● **WORK TO DO**: Copy nothing but the stretch that opens with the line containing "Clone this table" and closes with the line containing "string; note?: boolean;". Keep pictures out.

Dataset rows
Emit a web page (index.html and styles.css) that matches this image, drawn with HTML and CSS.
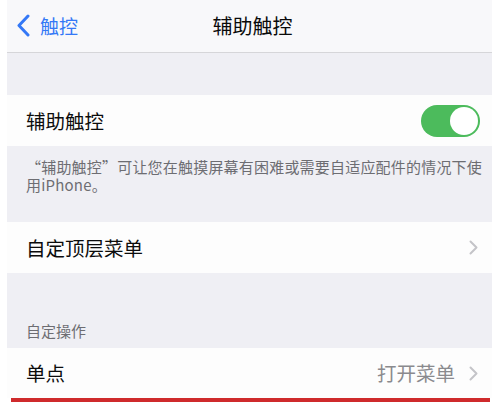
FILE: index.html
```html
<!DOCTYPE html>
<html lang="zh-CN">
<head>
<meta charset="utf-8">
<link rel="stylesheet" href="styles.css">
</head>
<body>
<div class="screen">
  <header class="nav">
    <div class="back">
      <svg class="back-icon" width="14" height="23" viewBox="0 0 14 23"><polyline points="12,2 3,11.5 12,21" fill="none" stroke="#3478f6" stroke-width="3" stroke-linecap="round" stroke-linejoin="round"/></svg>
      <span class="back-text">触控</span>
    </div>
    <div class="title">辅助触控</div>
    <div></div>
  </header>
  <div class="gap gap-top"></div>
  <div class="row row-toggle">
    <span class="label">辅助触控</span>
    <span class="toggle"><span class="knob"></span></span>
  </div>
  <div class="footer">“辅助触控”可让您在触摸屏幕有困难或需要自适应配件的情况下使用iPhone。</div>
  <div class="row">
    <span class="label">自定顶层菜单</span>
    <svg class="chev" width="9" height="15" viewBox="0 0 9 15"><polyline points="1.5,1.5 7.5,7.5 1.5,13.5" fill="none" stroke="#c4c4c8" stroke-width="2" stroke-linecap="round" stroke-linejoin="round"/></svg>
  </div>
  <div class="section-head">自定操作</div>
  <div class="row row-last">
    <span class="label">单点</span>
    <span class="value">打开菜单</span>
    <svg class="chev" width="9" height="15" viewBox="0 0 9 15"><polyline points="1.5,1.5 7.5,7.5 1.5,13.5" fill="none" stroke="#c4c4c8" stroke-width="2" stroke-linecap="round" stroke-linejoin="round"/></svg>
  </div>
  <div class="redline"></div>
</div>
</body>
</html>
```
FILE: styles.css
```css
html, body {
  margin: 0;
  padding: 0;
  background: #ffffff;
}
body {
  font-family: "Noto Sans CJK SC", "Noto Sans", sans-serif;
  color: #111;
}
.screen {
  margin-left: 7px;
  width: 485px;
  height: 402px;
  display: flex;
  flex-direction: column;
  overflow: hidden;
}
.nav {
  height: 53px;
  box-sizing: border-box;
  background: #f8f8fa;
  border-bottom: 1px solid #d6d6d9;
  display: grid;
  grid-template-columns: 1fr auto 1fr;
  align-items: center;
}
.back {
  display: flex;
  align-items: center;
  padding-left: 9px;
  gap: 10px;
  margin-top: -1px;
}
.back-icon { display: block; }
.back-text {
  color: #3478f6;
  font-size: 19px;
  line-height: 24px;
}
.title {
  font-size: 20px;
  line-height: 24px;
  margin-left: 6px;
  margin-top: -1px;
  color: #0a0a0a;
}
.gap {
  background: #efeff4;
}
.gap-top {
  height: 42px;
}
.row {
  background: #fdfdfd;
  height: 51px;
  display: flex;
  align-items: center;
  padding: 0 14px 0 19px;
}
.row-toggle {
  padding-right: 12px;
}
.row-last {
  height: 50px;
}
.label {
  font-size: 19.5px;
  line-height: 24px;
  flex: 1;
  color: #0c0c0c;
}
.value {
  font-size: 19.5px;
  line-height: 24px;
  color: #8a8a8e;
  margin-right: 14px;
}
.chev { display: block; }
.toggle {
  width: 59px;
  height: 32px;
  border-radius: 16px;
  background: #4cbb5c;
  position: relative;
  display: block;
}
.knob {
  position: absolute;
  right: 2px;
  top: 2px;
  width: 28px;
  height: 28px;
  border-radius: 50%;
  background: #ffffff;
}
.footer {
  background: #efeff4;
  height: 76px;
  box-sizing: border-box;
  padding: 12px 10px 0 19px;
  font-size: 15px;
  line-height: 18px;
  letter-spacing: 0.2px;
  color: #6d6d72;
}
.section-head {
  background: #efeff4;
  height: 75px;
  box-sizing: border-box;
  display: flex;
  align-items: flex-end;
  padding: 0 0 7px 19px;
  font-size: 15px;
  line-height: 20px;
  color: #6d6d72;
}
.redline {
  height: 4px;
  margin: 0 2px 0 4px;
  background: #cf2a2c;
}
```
==
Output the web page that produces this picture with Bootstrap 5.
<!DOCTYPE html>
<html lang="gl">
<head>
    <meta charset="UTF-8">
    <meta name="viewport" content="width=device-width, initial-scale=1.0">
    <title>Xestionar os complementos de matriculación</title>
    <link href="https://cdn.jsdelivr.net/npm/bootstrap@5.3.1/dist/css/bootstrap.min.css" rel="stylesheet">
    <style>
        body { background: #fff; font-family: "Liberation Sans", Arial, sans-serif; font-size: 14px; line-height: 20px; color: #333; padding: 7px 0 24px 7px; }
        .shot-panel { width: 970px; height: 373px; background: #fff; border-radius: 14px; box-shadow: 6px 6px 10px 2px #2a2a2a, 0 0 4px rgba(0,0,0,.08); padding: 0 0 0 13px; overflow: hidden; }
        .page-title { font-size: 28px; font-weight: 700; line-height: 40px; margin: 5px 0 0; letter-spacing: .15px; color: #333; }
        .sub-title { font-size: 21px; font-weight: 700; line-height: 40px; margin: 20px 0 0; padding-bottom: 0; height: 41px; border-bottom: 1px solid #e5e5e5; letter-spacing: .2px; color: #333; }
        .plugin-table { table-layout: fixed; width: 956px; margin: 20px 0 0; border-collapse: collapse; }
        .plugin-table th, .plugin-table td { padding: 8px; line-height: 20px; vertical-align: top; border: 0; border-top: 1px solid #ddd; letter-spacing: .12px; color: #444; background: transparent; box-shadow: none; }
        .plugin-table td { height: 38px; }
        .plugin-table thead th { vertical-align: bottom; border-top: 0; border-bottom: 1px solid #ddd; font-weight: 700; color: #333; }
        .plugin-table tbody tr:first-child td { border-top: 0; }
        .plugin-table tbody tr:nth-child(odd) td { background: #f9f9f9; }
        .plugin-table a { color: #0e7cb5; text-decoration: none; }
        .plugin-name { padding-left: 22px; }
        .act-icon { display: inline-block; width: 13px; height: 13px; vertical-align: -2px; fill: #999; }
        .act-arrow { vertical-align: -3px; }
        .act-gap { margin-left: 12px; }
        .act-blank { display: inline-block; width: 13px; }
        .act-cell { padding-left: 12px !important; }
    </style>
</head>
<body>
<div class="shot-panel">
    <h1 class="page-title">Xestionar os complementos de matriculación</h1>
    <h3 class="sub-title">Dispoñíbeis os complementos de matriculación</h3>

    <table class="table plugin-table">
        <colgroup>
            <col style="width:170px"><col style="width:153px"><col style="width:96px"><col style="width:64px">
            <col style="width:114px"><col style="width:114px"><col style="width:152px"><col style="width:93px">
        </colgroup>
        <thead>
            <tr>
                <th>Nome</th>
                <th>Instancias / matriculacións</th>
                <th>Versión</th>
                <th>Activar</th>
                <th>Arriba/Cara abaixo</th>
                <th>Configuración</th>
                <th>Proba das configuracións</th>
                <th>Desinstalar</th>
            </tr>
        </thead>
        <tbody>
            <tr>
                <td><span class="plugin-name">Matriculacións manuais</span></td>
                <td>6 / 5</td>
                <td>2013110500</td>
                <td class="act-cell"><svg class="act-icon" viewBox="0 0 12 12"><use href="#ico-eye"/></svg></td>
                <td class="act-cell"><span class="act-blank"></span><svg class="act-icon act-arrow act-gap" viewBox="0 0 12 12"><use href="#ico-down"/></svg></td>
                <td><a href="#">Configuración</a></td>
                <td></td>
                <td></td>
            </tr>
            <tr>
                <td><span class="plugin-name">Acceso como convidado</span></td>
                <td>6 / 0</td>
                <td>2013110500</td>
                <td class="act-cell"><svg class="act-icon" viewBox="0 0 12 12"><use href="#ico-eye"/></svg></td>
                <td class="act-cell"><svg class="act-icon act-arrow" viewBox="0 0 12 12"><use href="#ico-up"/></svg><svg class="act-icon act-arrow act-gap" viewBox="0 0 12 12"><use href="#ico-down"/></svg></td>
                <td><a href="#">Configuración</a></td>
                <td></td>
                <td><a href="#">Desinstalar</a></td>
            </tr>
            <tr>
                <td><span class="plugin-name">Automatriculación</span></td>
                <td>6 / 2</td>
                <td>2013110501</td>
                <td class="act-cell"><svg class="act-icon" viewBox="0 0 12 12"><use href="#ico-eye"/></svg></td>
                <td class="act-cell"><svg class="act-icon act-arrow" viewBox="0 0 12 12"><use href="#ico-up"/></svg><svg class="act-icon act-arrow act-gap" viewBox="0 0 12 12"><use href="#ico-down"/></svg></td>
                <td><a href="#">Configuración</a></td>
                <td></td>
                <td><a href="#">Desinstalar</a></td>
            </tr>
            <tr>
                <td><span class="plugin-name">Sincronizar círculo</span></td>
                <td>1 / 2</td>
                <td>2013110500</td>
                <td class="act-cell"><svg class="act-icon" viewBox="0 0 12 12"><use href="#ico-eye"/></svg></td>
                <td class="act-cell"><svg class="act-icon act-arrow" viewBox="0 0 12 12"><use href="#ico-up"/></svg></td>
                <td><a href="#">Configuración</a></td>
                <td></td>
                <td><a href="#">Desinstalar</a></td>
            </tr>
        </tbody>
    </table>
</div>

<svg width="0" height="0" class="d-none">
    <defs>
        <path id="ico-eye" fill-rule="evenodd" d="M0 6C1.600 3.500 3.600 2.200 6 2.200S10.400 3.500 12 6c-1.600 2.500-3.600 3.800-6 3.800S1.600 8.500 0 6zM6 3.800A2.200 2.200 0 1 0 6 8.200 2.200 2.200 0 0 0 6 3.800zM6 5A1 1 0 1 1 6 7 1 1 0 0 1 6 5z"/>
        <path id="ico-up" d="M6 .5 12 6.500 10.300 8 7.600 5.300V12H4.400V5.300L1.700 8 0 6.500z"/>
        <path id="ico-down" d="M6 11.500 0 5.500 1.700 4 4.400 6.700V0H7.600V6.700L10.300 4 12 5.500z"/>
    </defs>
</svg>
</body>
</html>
--
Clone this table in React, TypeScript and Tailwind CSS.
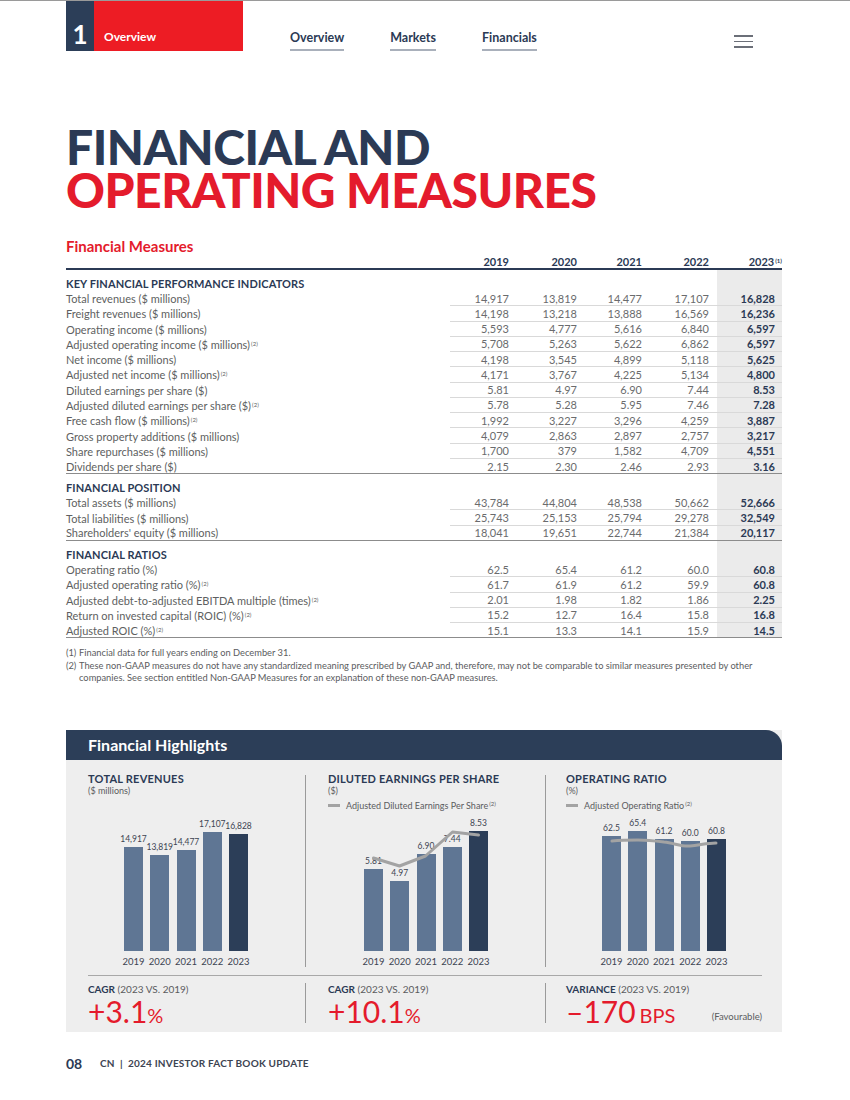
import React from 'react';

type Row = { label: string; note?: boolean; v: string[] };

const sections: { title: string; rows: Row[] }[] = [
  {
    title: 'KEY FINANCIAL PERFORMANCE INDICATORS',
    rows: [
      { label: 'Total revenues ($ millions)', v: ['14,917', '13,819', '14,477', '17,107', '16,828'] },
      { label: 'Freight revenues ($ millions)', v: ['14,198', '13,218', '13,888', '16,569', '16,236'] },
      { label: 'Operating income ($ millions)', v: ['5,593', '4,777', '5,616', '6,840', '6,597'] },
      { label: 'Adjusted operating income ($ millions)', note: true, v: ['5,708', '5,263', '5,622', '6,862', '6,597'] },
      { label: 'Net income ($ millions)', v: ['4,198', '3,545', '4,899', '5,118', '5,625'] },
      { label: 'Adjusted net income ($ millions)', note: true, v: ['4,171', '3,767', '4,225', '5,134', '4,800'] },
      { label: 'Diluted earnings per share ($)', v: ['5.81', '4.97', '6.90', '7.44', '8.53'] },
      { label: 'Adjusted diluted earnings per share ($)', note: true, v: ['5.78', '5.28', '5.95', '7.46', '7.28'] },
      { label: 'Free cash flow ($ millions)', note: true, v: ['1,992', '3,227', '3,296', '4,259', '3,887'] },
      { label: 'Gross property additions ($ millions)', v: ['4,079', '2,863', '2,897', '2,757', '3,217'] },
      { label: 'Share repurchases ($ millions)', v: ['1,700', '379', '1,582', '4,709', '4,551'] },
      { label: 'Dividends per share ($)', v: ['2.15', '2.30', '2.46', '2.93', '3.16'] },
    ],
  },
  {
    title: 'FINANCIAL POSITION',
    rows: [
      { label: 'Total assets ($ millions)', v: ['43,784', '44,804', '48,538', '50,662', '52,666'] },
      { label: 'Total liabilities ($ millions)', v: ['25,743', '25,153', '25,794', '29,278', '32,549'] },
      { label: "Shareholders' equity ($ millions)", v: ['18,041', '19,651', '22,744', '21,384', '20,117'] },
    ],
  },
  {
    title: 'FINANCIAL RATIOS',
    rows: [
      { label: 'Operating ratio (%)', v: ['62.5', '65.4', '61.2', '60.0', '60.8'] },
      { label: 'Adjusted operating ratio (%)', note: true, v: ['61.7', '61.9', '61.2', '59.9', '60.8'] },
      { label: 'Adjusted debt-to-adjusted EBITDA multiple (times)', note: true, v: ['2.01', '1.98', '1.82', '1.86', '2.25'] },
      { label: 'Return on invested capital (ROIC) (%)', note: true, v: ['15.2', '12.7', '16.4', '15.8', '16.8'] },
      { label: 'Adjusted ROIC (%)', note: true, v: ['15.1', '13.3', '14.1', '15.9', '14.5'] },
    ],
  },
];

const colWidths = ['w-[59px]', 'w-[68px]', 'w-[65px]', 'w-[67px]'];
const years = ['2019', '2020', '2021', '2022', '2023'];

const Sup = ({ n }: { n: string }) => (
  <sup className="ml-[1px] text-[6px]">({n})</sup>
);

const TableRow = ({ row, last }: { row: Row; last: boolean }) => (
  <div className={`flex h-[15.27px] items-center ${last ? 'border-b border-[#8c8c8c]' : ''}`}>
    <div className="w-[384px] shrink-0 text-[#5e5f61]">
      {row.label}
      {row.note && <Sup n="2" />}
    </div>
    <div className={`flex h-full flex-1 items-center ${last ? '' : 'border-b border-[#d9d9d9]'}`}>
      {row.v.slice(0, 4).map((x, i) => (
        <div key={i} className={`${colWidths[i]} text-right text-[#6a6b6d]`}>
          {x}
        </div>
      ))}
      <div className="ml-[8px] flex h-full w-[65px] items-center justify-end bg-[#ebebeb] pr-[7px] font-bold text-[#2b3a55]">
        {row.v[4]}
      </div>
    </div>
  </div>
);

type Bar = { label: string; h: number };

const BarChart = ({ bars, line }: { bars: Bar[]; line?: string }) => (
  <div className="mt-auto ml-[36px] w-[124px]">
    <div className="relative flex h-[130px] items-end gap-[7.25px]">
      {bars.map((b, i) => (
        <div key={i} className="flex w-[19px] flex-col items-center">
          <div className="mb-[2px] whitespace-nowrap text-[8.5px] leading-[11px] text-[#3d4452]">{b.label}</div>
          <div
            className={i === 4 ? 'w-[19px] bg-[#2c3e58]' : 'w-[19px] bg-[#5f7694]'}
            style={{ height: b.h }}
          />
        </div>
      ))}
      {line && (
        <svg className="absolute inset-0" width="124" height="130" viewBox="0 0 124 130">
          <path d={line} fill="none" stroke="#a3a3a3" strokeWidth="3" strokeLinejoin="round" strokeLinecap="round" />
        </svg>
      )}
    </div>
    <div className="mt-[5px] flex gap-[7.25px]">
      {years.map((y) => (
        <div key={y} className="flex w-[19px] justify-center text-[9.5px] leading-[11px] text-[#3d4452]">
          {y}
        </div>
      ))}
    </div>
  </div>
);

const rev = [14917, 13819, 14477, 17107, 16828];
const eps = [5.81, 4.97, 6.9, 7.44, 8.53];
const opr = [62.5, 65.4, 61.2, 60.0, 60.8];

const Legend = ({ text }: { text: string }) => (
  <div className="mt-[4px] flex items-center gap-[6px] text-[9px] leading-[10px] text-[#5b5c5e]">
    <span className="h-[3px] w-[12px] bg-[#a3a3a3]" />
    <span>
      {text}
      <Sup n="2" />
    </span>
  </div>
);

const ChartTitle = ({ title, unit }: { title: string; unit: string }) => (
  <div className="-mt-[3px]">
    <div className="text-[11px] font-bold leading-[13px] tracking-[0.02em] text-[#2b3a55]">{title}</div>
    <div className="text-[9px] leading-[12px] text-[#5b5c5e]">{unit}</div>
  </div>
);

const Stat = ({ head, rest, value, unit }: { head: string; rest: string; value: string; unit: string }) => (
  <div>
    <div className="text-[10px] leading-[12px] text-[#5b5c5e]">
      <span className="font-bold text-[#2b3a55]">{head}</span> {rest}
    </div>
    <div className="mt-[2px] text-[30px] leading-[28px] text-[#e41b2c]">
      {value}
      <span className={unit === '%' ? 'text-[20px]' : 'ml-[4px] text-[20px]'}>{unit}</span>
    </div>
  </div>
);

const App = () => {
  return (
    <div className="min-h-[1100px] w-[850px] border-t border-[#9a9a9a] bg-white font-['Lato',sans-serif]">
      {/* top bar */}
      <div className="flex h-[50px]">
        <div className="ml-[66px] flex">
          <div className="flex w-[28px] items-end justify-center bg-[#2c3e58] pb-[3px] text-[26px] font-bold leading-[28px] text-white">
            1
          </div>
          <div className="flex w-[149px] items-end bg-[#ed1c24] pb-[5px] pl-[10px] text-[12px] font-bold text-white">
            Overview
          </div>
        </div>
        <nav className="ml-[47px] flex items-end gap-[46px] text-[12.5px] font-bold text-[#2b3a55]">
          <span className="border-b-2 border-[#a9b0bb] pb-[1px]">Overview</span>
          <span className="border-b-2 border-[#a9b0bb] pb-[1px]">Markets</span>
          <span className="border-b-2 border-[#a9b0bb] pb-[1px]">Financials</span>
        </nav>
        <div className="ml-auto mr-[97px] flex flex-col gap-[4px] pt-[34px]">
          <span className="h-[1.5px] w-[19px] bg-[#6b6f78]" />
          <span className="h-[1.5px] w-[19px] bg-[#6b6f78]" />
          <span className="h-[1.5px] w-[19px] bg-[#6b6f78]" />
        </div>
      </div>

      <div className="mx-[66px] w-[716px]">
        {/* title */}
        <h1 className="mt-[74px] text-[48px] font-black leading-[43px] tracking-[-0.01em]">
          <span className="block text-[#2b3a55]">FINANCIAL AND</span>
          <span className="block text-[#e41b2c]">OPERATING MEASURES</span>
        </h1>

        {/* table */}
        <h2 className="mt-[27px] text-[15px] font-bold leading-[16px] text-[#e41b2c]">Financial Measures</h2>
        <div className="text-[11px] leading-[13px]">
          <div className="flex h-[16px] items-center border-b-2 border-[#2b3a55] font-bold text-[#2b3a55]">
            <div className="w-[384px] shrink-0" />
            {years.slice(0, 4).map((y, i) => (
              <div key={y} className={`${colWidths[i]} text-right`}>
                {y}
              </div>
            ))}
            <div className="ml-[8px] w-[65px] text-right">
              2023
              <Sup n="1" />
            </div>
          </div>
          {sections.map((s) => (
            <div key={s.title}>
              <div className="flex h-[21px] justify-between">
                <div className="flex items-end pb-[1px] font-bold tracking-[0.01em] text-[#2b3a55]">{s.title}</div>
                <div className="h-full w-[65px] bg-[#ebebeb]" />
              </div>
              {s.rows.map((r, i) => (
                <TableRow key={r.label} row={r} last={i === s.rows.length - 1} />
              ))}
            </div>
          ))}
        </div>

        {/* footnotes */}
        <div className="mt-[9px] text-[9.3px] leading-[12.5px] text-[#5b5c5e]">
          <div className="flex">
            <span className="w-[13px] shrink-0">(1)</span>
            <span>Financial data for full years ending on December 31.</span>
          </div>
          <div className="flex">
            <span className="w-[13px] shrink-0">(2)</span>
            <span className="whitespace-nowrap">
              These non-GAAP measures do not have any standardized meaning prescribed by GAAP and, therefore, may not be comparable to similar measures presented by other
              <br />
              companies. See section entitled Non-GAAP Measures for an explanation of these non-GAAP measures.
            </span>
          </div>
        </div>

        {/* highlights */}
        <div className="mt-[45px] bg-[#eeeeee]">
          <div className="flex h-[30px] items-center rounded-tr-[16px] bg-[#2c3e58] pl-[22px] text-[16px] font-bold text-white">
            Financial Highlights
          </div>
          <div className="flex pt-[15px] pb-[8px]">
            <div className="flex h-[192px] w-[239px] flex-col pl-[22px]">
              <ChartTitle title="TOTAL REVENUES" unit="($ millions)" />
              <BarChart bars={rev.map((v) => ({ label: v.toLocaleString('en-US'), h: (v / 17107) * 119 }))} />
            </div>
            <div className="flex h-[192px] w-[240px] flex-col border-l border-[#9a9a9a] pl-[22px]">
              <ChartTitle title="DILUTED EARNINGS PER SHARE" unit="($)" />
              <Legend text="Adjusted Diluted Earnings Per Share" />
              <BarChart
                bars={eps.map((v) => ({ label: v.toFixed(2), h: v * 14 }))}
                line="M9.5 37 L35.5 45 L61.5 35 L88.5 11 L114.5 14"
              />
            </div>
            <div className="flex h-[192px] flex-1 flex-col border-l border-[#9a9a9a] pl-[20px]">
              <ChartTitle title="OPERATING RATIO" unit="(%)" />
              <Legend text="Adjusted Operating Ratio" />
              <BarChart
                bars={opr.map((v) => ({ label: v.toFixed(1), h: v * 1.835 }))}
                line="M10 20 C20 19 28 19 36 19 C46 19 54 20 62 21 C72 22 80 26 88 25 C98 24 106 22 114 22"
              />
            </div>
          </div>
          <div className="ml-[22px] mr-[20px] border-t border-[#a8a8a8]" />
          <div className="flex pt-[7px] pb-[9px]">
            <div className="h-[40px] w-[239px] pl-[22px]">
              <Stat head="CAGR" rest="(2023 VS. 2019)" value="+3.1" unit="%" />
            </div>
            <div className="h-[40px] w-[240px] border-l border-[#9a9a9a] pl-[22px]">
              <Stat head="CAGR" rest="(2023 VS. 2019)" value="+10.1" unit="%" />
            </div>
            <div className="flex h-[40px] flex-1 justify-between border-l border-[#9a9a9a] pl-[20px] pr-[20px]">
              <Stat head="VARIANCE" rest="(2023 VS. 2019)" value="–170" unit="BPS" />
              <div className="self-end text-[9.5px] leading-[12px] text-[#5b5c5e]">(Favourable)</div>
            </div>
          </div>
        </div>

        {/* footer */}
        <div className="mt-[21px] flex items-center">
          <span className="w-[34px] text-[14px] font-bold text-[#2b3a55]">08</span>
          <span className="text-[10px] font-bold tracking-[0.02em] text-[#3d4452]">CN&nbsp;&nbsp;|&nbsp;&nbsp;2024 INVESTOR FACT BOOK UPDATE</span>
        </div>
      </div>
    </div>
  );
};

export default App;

● **IN RESPONSE**:
Clone this table in React, TypeScript and Tailwind CSS.
import React from 'react';

type Row = { label: string; note?: boolean; v: string[] };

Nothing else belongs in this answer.